Perplexity’s Meteoric Rise
Co-founded in August 2022 by Aravind Srinivas alongside Denis Yarats, Johnny Ho, and Andy Konwinski, Perplexity launched its search engine in December 2022 a platform that delivers conversational search answers with citations.
The company’s valuation grew swiftly:
Perplexity’s valuation has climbed at an extraordinary pace. In April 2024, the company crossed the $1 billion mark, according to Wikipedia. By mid-2024, reports from Technology Magazine and AI Magazine placed its value at around $3 billion. The momentum accelerated in December 2024 when a $500 million funding round, covered by Yahoo Finance and Observer, boosted the valuation to $9 billion. By mid-2025, outlets such as Verdict, Tech Funding News, and Open Data Science reported that Perplexity was in talks to raise another $500 million, potentially lifting its worth to $14 billion. Some sources, including The Times of India and Wikipedia, have gone further, suggesting the figure may have reached $18 billion by July 2025.
Reinventing the Browser Experience
Perplexity introduced Comet, an AI-powered web browser with a sidebar assistant that understands screen context, answers questions, completes workflows, and attempts task automation across web pages.
Comet represents a shift toward AI-native, “agentic” applications capable of acting autonomously rather than merely responding to prompts.
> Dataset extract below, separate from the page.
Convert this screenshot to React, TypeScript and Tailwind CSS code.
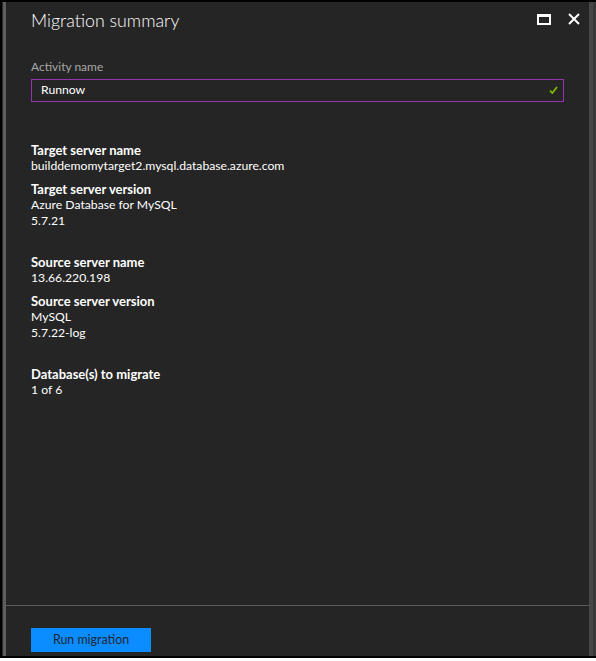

The browser is currently in invite-only beta and available to subscribers to Perplexity’s premium tier priced around $200/month. Early reviews have praised its productivity boost and seamless Chrome-like experience, though concerns about cost and market penetration remain.
Navigating Controversy and Challenges
Perplexity faces legal scrutiny over its content usage several publishers, including the BBC and The New York Times, have raised concerns over unauthorized summarization and attribution.
Additionally, a dispute with Cloudflare surfaced when Perplexity’s AI crawlers allegedly accessed sites that explicitly disallowed scraping Cloudflare raised ethical and transparency concerns.
A Founder’s Vision and Voice
Srinivas emphasizes speed, urgency, and engineering excellence. In a recent Reddit AMA, he said, “I don’t do anything other than working,” reflecting his relentless focus. He has also made headlines by suggesting that Comet could automate tasks typically handled by recruiters and administrative assistants via a single prompt, igniting discussions over AI’s impact on white-collar jobs.
The Road Ahead: Tactical and Existential Challenges
Perplexity must translate user growth into a sustainable revenue model and maintain strong relationships with publishers amid legal and ethical pressures. The success of Comet hinges on delivering trustworthy automation while respecting privacy and source attribution.
A New Wave of Tech Leadership
Aravind Srinivas embodies a new breed of tech founders rooted in research, bold in vision, and unafraid to challenge industry giants. If Perplexity sustains its momentum, it could redefine how people discover and interact with information online.